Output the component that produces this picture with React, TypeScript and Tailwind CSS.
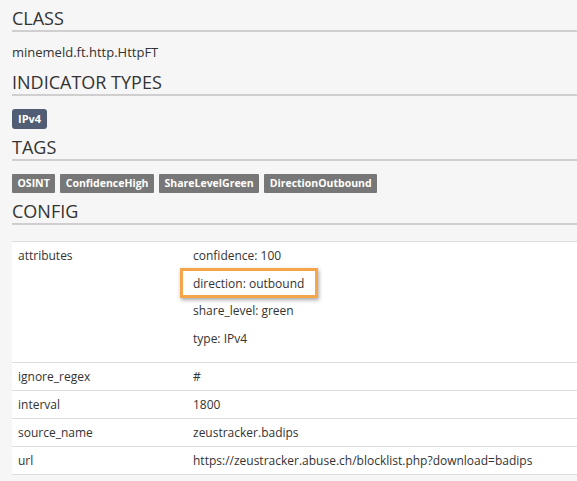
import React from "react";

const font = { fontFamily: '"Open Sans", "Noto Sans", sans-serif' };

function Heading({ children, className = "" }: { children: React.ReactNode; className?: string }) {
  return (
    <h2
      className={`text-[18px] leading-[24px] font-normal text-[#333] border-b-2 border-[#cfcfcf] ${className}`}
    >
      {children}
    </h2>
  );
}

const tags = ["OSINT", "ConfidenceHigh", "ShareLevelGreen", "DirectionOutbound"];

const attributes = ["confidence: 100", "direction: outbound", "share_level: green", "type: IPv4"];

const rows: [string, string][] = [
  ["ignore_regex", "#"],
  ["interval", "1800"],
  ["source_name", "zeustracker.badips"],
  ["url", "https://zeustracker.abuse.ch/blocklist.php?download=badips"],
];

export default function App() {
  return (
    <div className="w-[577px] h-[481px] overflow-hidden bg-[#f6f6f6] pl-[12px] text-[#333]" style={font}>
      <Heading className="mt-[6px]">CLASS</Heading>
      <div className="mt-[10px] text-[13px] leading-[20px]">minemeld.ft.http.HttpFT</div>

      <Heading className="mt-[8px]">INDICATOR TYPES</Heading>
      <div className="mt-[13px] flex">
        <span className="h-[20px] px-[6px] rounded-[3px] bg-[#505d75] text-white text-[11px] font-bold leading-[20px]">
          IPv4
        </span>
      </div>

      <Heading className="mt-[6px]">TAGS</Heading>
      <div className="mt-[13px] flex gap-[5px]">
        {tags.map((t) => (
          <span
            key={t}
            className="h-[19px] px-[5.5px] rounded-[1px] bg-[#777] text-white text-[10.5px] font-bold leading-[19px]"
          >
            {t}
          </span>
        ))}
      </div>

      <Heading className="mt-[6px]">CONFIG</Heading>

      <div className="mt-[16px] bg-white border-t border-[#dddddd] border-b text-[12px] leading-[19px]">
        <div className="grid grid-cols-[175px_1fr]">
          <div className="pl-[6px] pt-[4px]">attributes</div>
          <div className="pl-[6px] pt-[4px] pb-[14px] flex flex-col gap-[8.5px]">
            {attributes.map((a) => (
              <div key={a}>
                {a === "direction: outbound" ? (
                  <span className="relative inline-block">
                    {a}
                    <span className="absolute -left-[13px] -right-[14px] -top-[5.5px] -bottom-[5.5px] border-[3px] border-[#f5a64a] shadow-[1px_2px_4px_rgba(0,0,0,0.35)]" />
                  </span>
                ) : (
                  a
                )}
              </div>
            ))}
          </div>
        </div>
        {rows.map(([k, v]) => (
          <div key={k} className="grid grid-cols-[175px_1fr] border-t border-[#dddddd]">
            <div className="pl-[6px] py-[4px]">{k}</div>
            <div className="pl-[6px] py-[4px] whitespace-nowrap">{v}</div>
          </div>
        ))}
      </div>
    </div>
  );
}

* * *

Your copy of the data should match it exactly, except that pictures are left out.

Output the component that produces this picture with React, TypeScript and Tailwind CSS.
import React from "react";

const font = { fontFamily: '"Open Sans", "Noto Sans", sans-serif' };

function Heading({ children, className = "" }: { children: React.ReactNode; className?: string }) {
  return (
    <h2
      className={`text-[18px] leading-[24px] font-normal text-[#333] border-b-2 border-[#cfcfcf] ${className}`}
    >
      {children}
    </h2>
  );
}

const tags = ["OSINT", "ConfidenceHigh", "ShareLevelGreen", "DirectionOutbound"];

const attributes = ["confidence: 100", "direction: outbound", "share_level: green", "type: IPv4"];

const rows: [string, string][] = [
  ["ignore_regex", "#"],
  ["interval", "1800"],
  ["source_name", "zeustracker.badips"],
  ["url", "https://zeustracker.abuse.ch/blocklist.php?download=badips"],
];

export default function App() {
  return (
    <div className="w-[577px] h-[481px] overflow-hidden bg-[#f6f6f6] pl-[12px] text-[#333]" style={font}>
      <Heading className="mt-[6px]">CLASS</Heading>
      <div className="mt-[10px] text-[13px] leading-[20px]">minemeld.ft.http.HttpFT</div>

      <Heading className="mt-[8px]">INDICATOR TYPES</Heading>
      <div className="mt-[13px] flex">
        <span className="h-[20px] px-[6px] rounded-[3px] bg-[#505d75] text-white text-[11px] font-bold leading-[20px]">
          IPv4
        </span>
      </div>

      <Heading className="mt-[6px]">TAGS</Heading>
      <div className="mt-[13px] flex gap-[5px]">
        {tags.map((t) => (
          <span
            key={t}
            className="h-[19px] px-[5.5px] rounded-[1px] bg-[#777] text-white text-[10.5px] font-bold leading-[19px]"
          >
            {t}
          </span>
        ))}
      </div>

      <Heading className="mt-[6px]">CONFIG</Heading>

      <div className="mt-[16px] bg-white border-t border-[#dddddd] border-b text-[12px] leading-[19px]">
        <div className="grid grid-cols-[175px_1fr]">
          <div className="pl-[6px] pt-[4px]">attributes</div>
          <div className="pl-[6px] pt-[4px] pb-[14px] flex flex-col gap-[8.5px]">
            {attributes.map((a) => (
              <div key={a}>
                {a === "direction: outbound" ? (
                  <span className="relative inline-block">
                    {a}
                    <span className="absolute -left-[13px] -right-[14px] -top-[5.5px] -bottom-[5.5px] border-[3px] border-[#f5a64a] shadow-[1px_2px_4px_rgba(0,0,0,0.35)]" />
                  </span>
                ) : (
                  a
                )}
              </div>
            ))}
          </div>
        </div>
        {rows.map(([k, v]) => (
          <div key={k} className="grid grid-cols-[175px_1fr] border-t border-[#dddddd]">
            <div className="pl-[6px] py-[4px]">{k}</div>
            <div className="pl-[6px] py-[4px] whitespace-nowrap">{v}</div>
          </div>
        ))}
      </div>
    </div>
  );
}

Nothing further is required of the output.